I knew that a couple good girl friends had signed up for a 10k race; but having just completed the NJ Marathon a few weeks prior, I didn’t feel obligated to sign up with them. Then, one of my friends had to miss the race, and I was offered her bib…at 11:30…the night before…as I’m lying in bed.
Well I obviously couldn’t say no to a challenge, and I had never run/raced a 10k before; so I was intrigued, and told my friend that I’d love to run the 10k with her.
I did have a bit of hesitation—mostly because my favorite pair of shorts was still in the dirty laundry—but I quickly washed them by hand, threw them in the dryer, and went to bed.
Race morning went smoothly, with my friend picking me up at 7:45 for a 30-minute drive to a 9am start. We arrived to the starting line, picked up our bibs, and hung out with our men.
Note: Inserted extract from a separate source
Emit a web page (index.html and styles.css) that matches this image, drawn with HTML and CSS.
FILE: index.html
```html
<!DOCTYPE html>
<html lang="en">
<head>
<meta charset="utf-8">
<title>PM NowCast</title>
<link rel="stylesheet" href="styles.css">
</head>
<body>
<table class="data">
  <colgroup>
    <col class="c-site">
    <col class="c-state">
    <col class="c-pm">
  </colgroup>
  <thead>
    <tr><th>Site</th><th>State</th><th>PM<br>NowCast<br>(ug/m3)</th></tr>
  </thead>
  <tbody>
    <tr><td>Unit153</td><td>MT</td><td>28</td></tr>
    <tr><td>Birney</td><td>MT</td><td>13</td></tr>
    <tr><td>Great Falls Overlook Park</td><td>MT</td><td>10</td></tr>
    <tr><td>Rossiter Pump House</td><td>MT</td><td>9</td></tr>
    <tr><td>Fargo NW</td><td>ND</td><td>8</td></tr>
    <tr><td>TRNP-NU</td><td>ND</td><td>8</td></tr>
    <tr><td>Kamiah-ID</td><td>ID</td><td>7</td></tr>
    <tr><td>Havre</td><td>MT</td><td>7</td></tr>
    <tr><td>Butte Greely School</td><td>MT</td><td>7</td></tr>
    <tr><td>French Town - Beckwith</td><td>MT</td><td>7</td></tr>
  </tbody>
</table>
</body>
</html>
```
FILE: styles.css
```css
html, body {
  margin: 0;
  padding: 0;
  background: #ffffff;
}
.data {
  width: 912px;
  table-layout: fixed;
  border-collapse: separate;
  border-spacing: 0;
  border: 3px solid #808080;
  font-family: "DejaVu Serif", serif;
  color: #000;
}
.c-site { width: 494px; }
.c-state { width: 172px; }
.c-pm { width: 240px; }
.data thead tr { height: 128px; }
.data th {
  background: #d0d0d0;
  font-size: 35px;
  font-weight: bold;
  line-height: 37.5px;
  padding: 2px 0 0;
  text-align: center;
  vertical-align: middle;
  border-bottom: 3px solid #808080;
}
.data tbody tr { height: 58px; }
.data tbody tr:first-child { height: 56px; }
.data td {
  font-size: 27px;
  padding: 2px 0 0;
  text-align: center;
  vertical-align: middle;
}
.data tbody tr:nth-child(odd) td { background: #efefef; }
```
About 20-minutes prior to the race’s start, I went for a quick warm-up jog, which felt good. The weather was rainy and cool, and my legs felt relatively fresh. I hadn’t done much running since NJM, so the 10k was going to be a test as to how my body responded to a two weeks’ vacation.
The route started on an uphill, and the 10k runners filtered into the path of the 5k runners, who had started minutes before us. Having never run a 10k before, I figured that running tempo might be a good pace to be at. –the only problem was that I didn’t really know what my tempo pace was. So I kind of went with the flow.
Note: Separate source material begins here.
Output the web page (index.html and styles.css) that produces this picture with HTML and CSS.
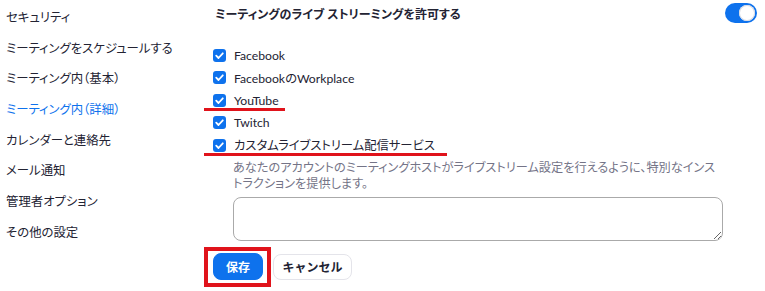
FILE: index.html
```html
<!DOCTYPE html>
<html lang="ja">
<head>
    <meta charset="UTF-8">
    <title>設定 - ミーティング内（詳細）</title>
    <link rel="stylesheet" href="styles.css">
</head>
<body>

    <div class="page">
        <ul class="sidebar">
            <li class="nav-item">セキュリティ</li>
            <li class="nav-item">ミーティングをスケジュールする</li>
            <li class="nav-item">ミーティング内（基本）</li>
            <li class="nav-item active">ミーティング内（詳細）</li>
            <li class="nav-item">カレンダーと連絡先</li>
            <li class="nav-item">メール通知</li>
            <li class="nav-item">管理者オプション</li>
            <li class="nav-item">その他の設定</li>
        </ul>

        <div class="content">
            <div class="setting-header">
                <div class="setting-title">ミーティングのライブ ストリーミングを許可する</div>
                <div class="toggle on"><span class="knob"></span></div>
            </div>

            <div class="options">
                <label class="option">
                    <span class="checkbox"><svg viewBox="0 0 13 13"><path d="M3.2 6.7 L5.5 9 L9.8 4.3" /></svg></span>
                    <span>Facebook</span>
                </label>
                <label class="option">
                    <span class="checkbox"><svg viewBox="0 0 13 13"><path d="M3.2 6.7 L5.5 9 L9.8 4.3" /></svg></span>
                    <span>Facebook<span class="ja">の</span>Workplace</span>
                </label>
                <label class="option marked short">
                    <span class="checkbox"><svg viewBox="0 0 13 13"><path d="M3.2 6.7 L5.5 9 L9.8 4.3" /></svg></span>
                    <span>YouTube</span>
                </label>
                <label class="option">
                    <span class="checkbox"><svg viewBox="0 0 13 13"><path d="M3.2 6.7 L5.5 9 L9.8 4.3" /></svg></span>
                    <span>Twitch</span>
                </label>
                <label class="option marked long">
                    <span class="checkbox"><svg viewBox="0 0 13 13"><path d="M3.2 6.7 L5.5 9 L9.8 4.3" /></svg></span>
                    <span class="ja">カスタムライブストリーム配信サービス</span>
                </label>
            </div>

            <div class="custom-block">
                <p class="hint">あなたのアカウントのミーティングホストがライブストリーム設定を行えるように、特別なインストラクションを提供します。</p>
                <textarea class="instructions"></textarea>
            </div>

            <div class="actions">
                <div class="highlight">
                    <button class="btn primary">保存</button>
                </div>
                <button class="btn">キャンセル</button>
            </div>
        </div>
    </div>

</body>
</html>
```

FILE: styles.css
```css
body {
    margin: 0;
    background: #fff;
    font-family: 'Lato', 'Noto Sans CJK JP', sans-serif;
    font-feature-settings: "palt";
    color: #232333;
}

.page {
    display: flex;
    width: 765px;
    height: 291px;
    overflow: hidden;
}

/* left menu */
.sidebar {
    list-style: none;
    margin: 0;
    padding: 3px 0 0 6px;
    width: 207px;
    flex-shrink: 0;
}

.nav-item {
    height: 30.7px;
    line-height: 30.7px;
    font-size: 12.4px;
    color: #232333;
    white-space: nowrap;
}

.nav-item.active {
    color: #0e72ed;
}

/* right panel */
.content {
    flex: 1;
    padding: 2px 8px 0 0;
}

.setting-header {
    display: flex;
    justify-content: space-between;
    align-items: center;
    height: 22px;
}

.setting-title {
    font-size: 12px;
    font-weight: bold;
    padding-left: 2px;
}

.toggle {
    width: 32px;
    height: 20px;
    border-radius: 10px;
    background: #0e72ed;
    position: relative;
}

.toggle .knob {
    position: absolute;
    top: 2px;
    right: 2px;
    width: 16px;
    height: 16px;
    border-radius: 50%;
    background: #fff;
    box-shadow: inset 0 0 0 1px #d8dbe4;
}

.options {
    margin-top: 20px;
}

.option {
    display: flex;
    align-items: center;
    gap: 8px;
    height: 22.5px;
    font-size: 12.2px;
    position: relative;
}

.option .ja {
    font-size: 12.3px;
}

.checkbox {
    width: 13px;
    height: 13px;
    border-radius: 3px;
    background: #0e72ed;
    display: flex;
}

.checkbox svg {
    width: 13px;
    height: 13px;
}

.checkbox path {
    fill: none;
    stroke: #fff;
    stroke-width: 1.8;
    stroke-linecap: round;
    stroke-linejoin: round;
}

/* red annotation lines */
.option.marked::after {
    content: "";
    position: absolute;
    left: -9px;
    bottom: 1px;
    height: 3px;
    background: #e0131b;
}

.option.short::after {
    width: 81px;
}

.option.long::after {
    width: 243px;
}

.custom-block {
    padding-left: 20px;
    margin-top: 3px;
}

.hint {
    margin: 0;
    font-size: 12.2px;
    line-height: 16px;
    color: #747487;
    width: 490px;
}

.instructions {
    display: block;
    margin-top: 5px;
    width: 490px;
    height: 44px;
    box-sizing: border-box;
    border: 1px solid #aaaaaa;
    border-radius: 8px;
    resize: vertical;
}

.actions {
    display: flex;
    align-items: center;
    gap: 2px;
    margin-top: 6px;
    margin-left: -9px;
}

.highlight {
    border: 4px solid #e0131b;
    padding: 2px 4px 3px 5px;
}

.btn {
    font-family: 'Lato', 'Noto Sans CJK JP', sans-serif;
    font-size: 12px;
    font-weight: bold;
    height: 26px;
    padding: 0 14px;
    border: 1px solid #e4e4ea;
    border-radius: 8px;
    background: #fff;
    color: #232333;
}

.btn.primary {
    width: 50px;
    height: 27px;
    padding: 0;
    border-color: #0e72ed;
    background: #0e72ed;
    color: #fff;
}

.actions > .btn {
    width: 79px;
    padding: 0;
}
```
I got confused with the 5k vs. 10k mile markers, so when I clocked a 6:45 for “mile 1,” I was a little concerned, and slowed WAY down. After 30 seconds, I saw a second “mile 1” marker for the 10k participants, making my true first mile a 7:15.
“OK,” I thought. If I could run a marathon at a 7:45 pace, I could definitely run 7:15s for 6 miles, right?
-If only that’s what I did. My second mile was a 6:52. I remember saying, “shit” out loud, and making a conscious effort to dial it down.
Between miles 2 and 3, the woman who would eventually come in second passed me. I tried battling it out with her for a few minutes, but pain was searing on the outside of my left knee (ah, the mighty IT Band strikes again), and I knew that it would be hopeless.
I was satisfied with a slowed-down 7:14 mile 3, but I was starting to get worried about the pain in my knee. I hadn’t really run much since the marathon, and I was concerned that racing a 10k wasn’t the best idea. I tried my best to ignore it, and just run through the pain, which was tough, because we were dealing with a lot of rolling hills.
Mile 4 was a 7:08, and I was starting to get tired. It also started raining here, but I was occupied by playing cat and mouse with some of the guys on the course. I also realized that I was probably 3rd place woman, and that it’d be nice to keep that position.
Then there was the hill. The HUGE hill.
When I agreed to do the 10k, I was okay with what was included in the official description, below:
Scenic, I could do. Gradual-sure!
(Side note-I’m only just realizing now that the route was .25 more than a real 10k. FML.)
Well. The hill at mile 5.5 was NOT a gradual incline. It was a 111 foot incline over the course of half a mile.
My cruising speed took a nosedive and I literally felt like a bear crawling up the hill. I’m sure it really wasn’t that bad, but I had NO idea it was coming, nor did I have any idea of how long it was going to be.
Mile 5 was a 7:39.
Well, I persevered, and when I saw moms finishing up the 5k whilst pushing strollers, I knew that I wasn’t suffering half as much as they were. I also realized that I would, indeed, be the third place woman, so I pushed throuh the final mile and into the narrowest and most crowded finish chute I have ever seen.
Mile 6.2 was an 8:34, or a 7:08 pace. (However if the route distance was truly .25 over, it means that the last 1.45 was at a 5:54 pace. Hmmmm…)
FINAL TIME – 44:44
I was listening to music and couldn’t hear, but apparently the announcer made a big to-do about the third place finisher (me)…the only problem was that I was running under my friend’s name, so there was a big to-do about Lauren, not Mary.
At any rate, the way-too-narrow finish chute got me really pissed off, especially since I finished and immediately started dry heaving, and every small child and adult was staring at me as though I was abnormal. But it was over and I had gotten third place in my first-ever 10k! Hooray!
If run a 10k again, there are obviously quite a few things I would do differently. But for now, it got me back into the feel of shorter-race running, which is something I’ll be focusing on between now and Boston 2014.